As Stan, the sage manager of Chotchkie’s, once said in the movie Office Space:
“Now, you know it’s up to you whether or not you want to just do the bare minimum. Or, well, like Brian, for example, has thirty seven pieces of flair…Now if you feel that the bare minimum is enough, then okay. But some people choose to wear more and we encourage that…”
Sure, we love our weekends and our lives outside of work; those are important elements to our balance. But if you’re a young professional dedicating 40+ hours a week to a job, and ultimately a career, you shouldn’t just be showing up to the office.
You should be knocking it out of the park.
Here are 15 habits that you should adopt right away if you want to distinguish yourself from the corporate commonplace and secure a permanent spot on the A-Team…

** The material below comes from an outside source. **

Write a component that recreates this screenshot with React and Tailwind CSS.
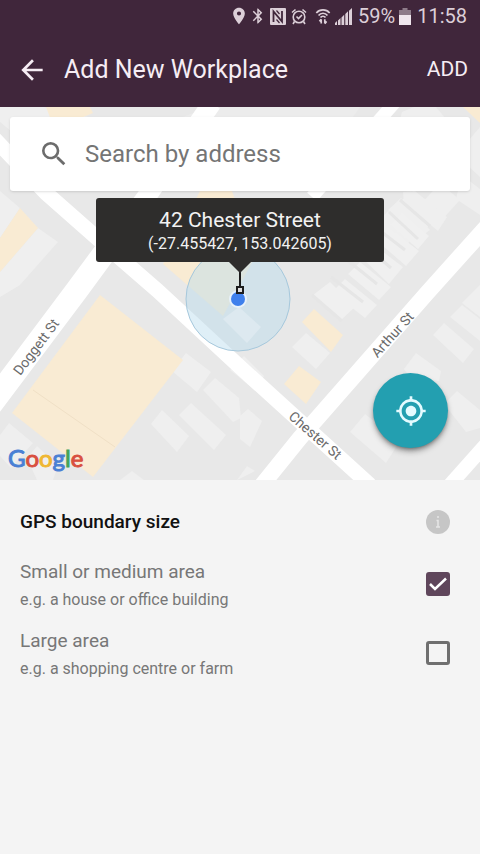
import React, { useState } from 'react';
import { MdArrowBack, MdBluetooth, MdLocationOn, MdMyLocation, MdSearch } from 'react-icons/md';

const AREAS = [
  { id: 'small', title: 'Small or medium area', hint: 'e.g. a house or office building' },
  { id: 'large', title: 'Large area', hint: 'e.g. a shopping centre or farm' },
];

const StatusBar = () => (
  <div className="flex h-8 items-center justify-end pr-[13px] text-xl text-[#dccfd8]">
    <MdLocationOn size={20} />
    <MdBluetooth size={18} />
    <svg className="ml-[3px]" width="16" height="17" viewBox="0 0 16 17">
      <rect width="16" height="17" rx="1" fill="currentColor" />
      <path d="M3.500 14V3.500L12 13.500V3" fill="none" stroke="#40263b" strokeWidth="1.800" />
      <path d="M6.500 2.500L9.500 6M6.500 11.500L9.500 15" fill="none" stroke="#40263b" strokeWidth="1.200" />
    </svg>
    <svg className="ml-[5px]" width="16" height="17" viewBox="0 0 16 17" fill="none" stroke="currentColor" strokeWidth="1.600">
      <circle cx="8" cy="9" r="5.800" />
      <path d="M1 4.500L4.500 1.500M15 4.500L11.500 1.500M3.500 13.500L2 16M12.500 13.500L14 16M5.500 8.500L7.500 10.500 11 7" />
    </svg>
    <svg className="ml-2" width="16" height="17" viewBox="0 0 18 18" fill="none" stroke="currentColor" strokeWidth="1.900">
      <path d="M1.500 5C5.500 0.500 12.500 0.500 16.500 5M4 7.800C6.500 4.500 11.500 4.500 14 7.800M6.200 10.200C7.500 8.200 10.500 8.200 11.800 10.200" />
      <path d="M7 17v-5M5 14.500l2-2.500M11 12v5M13 14.500l-2 2.500" />
    </svg>
    <svg className="ml-1" width="17" height="17" viewBox="0 0 17 17" fill="currentColor">
      <path d="M0 15l2-2v4H0zM3 12.500l2.500-2.500v7H3zM6.500 9.500l2.700-2.700V17H6.500zM10.300 6l2.700-2.700V17h-2.700zM14 2.700L17 0v17h-3z" />
    </svg>
    <span className="ml-[6px]">59%</span>
    <svg className="ml-1" width="12" height="17" viewBox="0 0 12 17">
      <path d="M3.500 0h5v2H12v15H0V2h3.500z" fill="#8d7b89" />
      <path d="M0 7h12v10H0z" fill="#efe6ed" />
    </svg>
    <span className="ml-[6px]">11:58</span>
  </div>
);

const MapCanvas = () => (
  <svg
    className="absolute inset-0 h-full w-full"
    viewBox="0 0 480 373"
    preserveAspectRatio="xMidYMid slice"
    role="img"
    aria-label="Map"
  >
    <rect width="480" height="373" fill="#e8e8e8" />

    {/* blocks */}
    <g fill="#efefef">
      <path d="M0 0h44L88 10 48 55 0 15zM0 84L20 101 0 131zM38 121l20 14-38 43-20 12v-25z" />
      <path d="M150 22l60 -22h150l-60 84h-130z" fill="#ececec" />
      <path d="M402 5l12-5h22l10 12-10 8h-38z" />
      <path d="M480 20l-24 28 24 22zM462 68l18 14v26l-24-16z" />
      <path d="M420 98l20-22 20 17-20 22z" />
      <path d="M408 88l15 12 14 10-11 12-31-23z" fill="#f1f1f1" />
      <path d="M403 85l12-1 32 26-9 14-34-28zM388 103l13-12 29 32-14 10zM376 117l12-13 27 24-11 13z" />
      <path d="M390 118l12-13 27 24-11 13zM376 133l12-13 31 24-13 15zM362 151l12-13 29 22-14 17zM348 167l12-12 31 25-12 13zM332 185l13-13 32 26-12 13zM313 188l17-13 25 25-15 14z" fill="#f0f0f0" />
      <path d="M172 264l14-18 25 19-14 20zM151 317l11-14 27 26-12 16zM179 308l12-12 35 32-12 15zM203 283l12-12 24 20 2 20-8 4zM230 263l14-14 20 20-8 15z" />
      <path d="M292 240l14-14 24 20-14 16zM240 309l8-7 14 12-12 26-10-8z" />
      <path d="M433 228l11-12 30 26-11 14zM450 210l12-12 18 14v22zM462 196l18-18v32z" />
      <path d="M404 262l12-16 25 18-2 10-30-5zM350 325l15-18 35 27-14 22zM444 297l13-13 23 19v18l-14 4z" />
      <path d="M0 328l9-12 24 20-22 25-11-12zM27 351l10-12 21 20-5 14h-16zM120 373l12-9 12 9zM237 373l10-14 8 5z" />
    </g>
    {/* gaps between the lots */}
    <path
      d="M400 93l30 26M389 105l29 27M374 119l31 24M361 135l30 26M346 152l31 25M331 170l32 25M312 188l30 26"
      stroke="#e6e6e6"
      strokeWidth="3"
    />

    <g fill="#f9ebd3">
      <path d="M46 0h44l3 6-17 7h-25zM463 0h17v16zM20 101L38 121 0 165v-34z" />
      <path d="M100 188l83 65-90 117L12 306z" />
      <path d="M200 84h32l23 66-32 59-60-52z" />
      <path d="M302 215l12-13 29 26-12 17zM284 277l15-18 22 16-15 22z" />
    </g>
    <path d="M33 283L115 340" fill="none" stroke="#f0e0c6" />

    {/* roads */}
    <g fill="none" stroke="#fff">
      <path d="M-10 27L46 86 105 138 157 183 240 260 370 378" strokeWidth="15" />
      <path d="M-16 307L77 183 105 145" strokeWidth="23" />
      <path d="M105 145L150 85 212 -4" strokeWidth="19" />
      <path d="M396 -6L312 90" strokeWidth="13" />
      <path d="M262 378L300 331 427 186 488 118" strokeWidth="16" />
      <path d="M448 380L488 335" strokeWidth="14" />
    </g>

    <g fill="#6b6b6b" className="font-[Roboto,sans-serif] text-[14px]" textAnchor="middle">
      <text transform="translate(40 243) rotate(-53)">Doggett St</text>
      <text transform="translate(396 231) rotate(-48)">Arthur St</text>
      <text transform="translate(312 332) rotate(41)">Chester St</text>
    </g>

    {/* current position */}
    <circle cx="238" cy="192" r="52" fill="#b9dbee" fillOpacity="0.45" stroke="#a6c8dc" />
    <path d="M223 212l16-12 22 20-14 16z" fill="#dde9f0" />
    <circle cx="238" cy="192" r="9" fill="#e8f2fb" />
    <circle cx="238" cy="192" r="7" fill="#3f80ec" />
    <path d="M240 160v20" stroke="#1c1c1c" strokeWidth="2" />
    <rect x="237" y="180" width="6" height="6" fill="#ddd" stroke="#1c1c1c" strokeWidth="2" />
  </svg>
);

const GoogleLogo = () => (
  <div
    className="absolute bottom-2 left-2 font-[Lato,sans-serif] text-2xl leading-7 font-normal [-webkit-text-stroke:1px]"
    aria-label="Google"
  >
    <span className="text-[#4a80d4]">G</span>
    <span className="text-[#d9503f]">o</span>
    <span className="text-[#efb732]">o</span>
    <span className="text-[#4a80d4]">g</span>
    <span className="text-[#41a35a]">l</span>
    <span className="text-[#d9503f]">e</span>
  </div>
);

const AreaOption = ({ area, checked, onChange }) => (
  <label htmlFor={area.id} className="flex items-center justify-between">
    <span>
      <span className="block text-[19px] leading-7">{area.title}</span>
      <span className="block text-base leading-7">{area.hint}</span>
    </span>
    <span className="mb-1 grid">
      <input
        id={area.id}
        type="checkbox"
        checked={checked}
        onChange={onChange}
        className="col-start-1 row-start-1 size-6 appearance-none rounded-[3px] border-[3px] border-[#6f6f6f] checked:border-[#5f465b] checked:bg-[#5f465b]"
      />
      {checked && (
        <svg className="pointer-events-none col-start-1 row-start-1" width="24" height="24" viewBox="0 0 24 24">
          <path d="M4 12l5 5L20 6.500" fill="none" stroke="#fff" strokeWidth="2.500" />
        </svg>
      )}
    </span>
  </label>
);

const App = () => {
  const [selected, setSelected] = useState('small');

  return (
    <div className="min-h-screen bg-[#f4f4f4] font-[Roboto,sans-serif]">
      <header className="bg-[#40263b] text-[#f6edf4]">
        <StatusBar />
        <div className="flex h-[75px] items-center px-3 pl-4">
          <button type="button" aria-label="Back">
            <MdArrowBack size={32} />
          </button>
          <h1 className="ml-4 flex-1 text-[25px]">Add New Workplace</h1>
          <button type="button" className="text-[21px]">ADD</button>
        </div>
      </header>

      <main>
        <section className="relative h-[373px] overflow-hidden p-[10px]">
          <MapCanvas />
          <div className="relative flex h-[74px] items-center rounded-[3px] bg-white px-7 shadow">
            <MdSearch size={32} className="text-[#6c6c6c]" />
            <input
              type="text"
              aria-label="Search by address"
              placeholder="Search by address"
              className="ml-[15px] min-w-0 flex-1 text-2xl outline-none placeholder:text-[#757575]"
            />
          </div>

          <div className="relative mx-auto mt-[7px] flex h-16 w-72 flex-col items-center justify-center rounded-[3px] bg-[#2e2d2c] text-[#f2f2f2]">
            <div className="text-[21px] leading-7">42 Chester Street</div>
            <div className="text-base leading-5">(-27.455427, 153.042605)</div>
            <svg className="absolute top-full" width="22" height="11" viewBox="0 0 22 11">
              <path d="M0 0h22L11 11z" fill="#2e2d2c" />
            </svg>
          </div>

          <GoogleLogo />
          <button
            type="button"
            aria-label="My location"
            className="absolute right-8 bottom-8 flex size-[75px] items-center justify-center rounded-full bg-[#239fb0] text-[#e4fbff] shadow-md shadow-black/40"
          >
            <MdMyLocation size={32} />
          </button>
        </section>

        <section className="px-5 pt-7 pr-[30px] text-[#777]">
          <div className="flex items-center justify-between">
            <h2 className="text-[19px] leading-7 font-medium text-[#111]">GPS boundary size</h2>
            <button type="button" aria-label="About GPS boundary size">
              <svg width="24" height="24" viewBox="0 0 24 24">
                <circle cx="12" cy="12" r="12" fill="#c6c6c6" />
                <path d="M12 6v2M10.500 10.500H12V17M10 17h4" fill="none" stroke="#e6e6e6" strokeWidth="1.500" />
              </svg>
            </button>
          </div>
          <div className="mt-[22px] flex flex-col gap-[13px]">
            {AREAS.map((area) => (
              <AreaOption
                key={area.id}
                area={area}
                checked={selected === area.id}
                onChange={() => setSelected(area.id)}
              />
            ))}
          </div>
        </section>
      </main>
    </div>
  );
};

export default App;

1. Get to the Office Earlier Than Most
Studies have shown that we are most ripe for intense cognitive exercise about two hours after we’ve started our engines. That means the earlier you get going at the office, the more you’ll get done while nobody is around, and the more productive you’ll eventually be for the first few hours after the B-team crawls in.
2. Book Meetings in the Mornings
Following from the above, we are most easily distracted between 12pm and 4pm. Meetings don’t have to be a waste of time, but they sure will be if nobody can focus. Get to work early and have important meetings before lunchtime; this routine will induce better results from everyone.
3. Take Notes on Paper in Meetings… And Then Re-Organize Them
Taking notes by hand will help you absorb the content as it comes at you. Then, when you go back to reorganize and summarize them, you’ll lock it all in and be quicker to generate an action plan.
4. Block Off Specific Times to Go Through Emails
Always keep an eye out for super-urgent emails, but if you can’t figure out how to focus on one thing at a time, you will always be shy of your potential. Book meetings with yourself, make sure they’re in your (shared) calendar, and don’t let anything short of an emergency pull you away from plowing through emails during those slots.
5. Always Have a Proposal
If there are alternatives to be considered, try to develop a well-considered recommendation before you send an email or address anyone from the peer to the executive level.
6. Understand What Everyone Does and Why
Everything runs smoother when the right people are looped in at the right time. Build up knowledge of what everyone does, what they are doing right now and why they are doing it.
7. Always Think at Least One Level Above You
If you’re getting paid to be an independent contributor, think like a manager. If you’re getting paid to be a manager, think like a director. The more you apply the perspective of senior leadership, the more likely you are to join the ranks.
8. Spend Time Outside the Office with Colleagues
The success of most companies comes down to people working well together, and people work together a lot better if they like each other – and most of all if they trust each other. Get to know the people with whom you’re working and let them get to know you.
9. Don’t Take Things Personally
Once the whistle blows, it’s all about performing a role to help execute the best product in the shortest amount of time. Criticism, disagreement, reiteration and healthy doses of frustration are all part of the gig, so try to do your best to focus on the goals for which you are getting paid to achieve.
10. Stay Away from Gossip
Obvious effects on productivity aside, you want to be known as friendly; but more so, you want to be known as honest and forthright. Enabling a reputation of back-channel snickering is counter-productive to a strong, meaningful career that will always, to some degree, depend on the support of others.
11. Pitch in to Improve Inefficiencies
If you really want to shine, show your company that you are not just willing to make your own life easier but that you are dedicated to making the whole company stronger.
12. Put a Lot of Thought into Slide Decks and Presentations
Rarely will you find someone who is wildly successful in an organization but is terrible at presenting information and ideas. Unique, fluid, memorable delivery will always give you and your ideas a leg up.
13. Don’t Deny Your Mistakes
You should always want to be a part of the optimization process, not posturing to avoid looking like its poster-boy… even if it does sting a little. Plus, trust and loyalty are critical in business. If people think you’re always shielding your personal image at the expense of company progress, you’re doomed.
14. Offer to Take the Lead
The best employees are the ones who appear to be playing the long game and provide leadership and additional support when it is needed. No, it’s not necessarily “your job” to pick up slack and assume a leadership position in certain circumstances, but the stars take every opportunity to shine.
15. Make “Learning” a Permanent Goal
Repetition is not synonymous with knowledge, so never dismiss an opportunity to gather more information and perspective. Challenge yourself to learn something new about your company, your products, your profession or your industry every day. In business, everyone actually loves a know-it-all.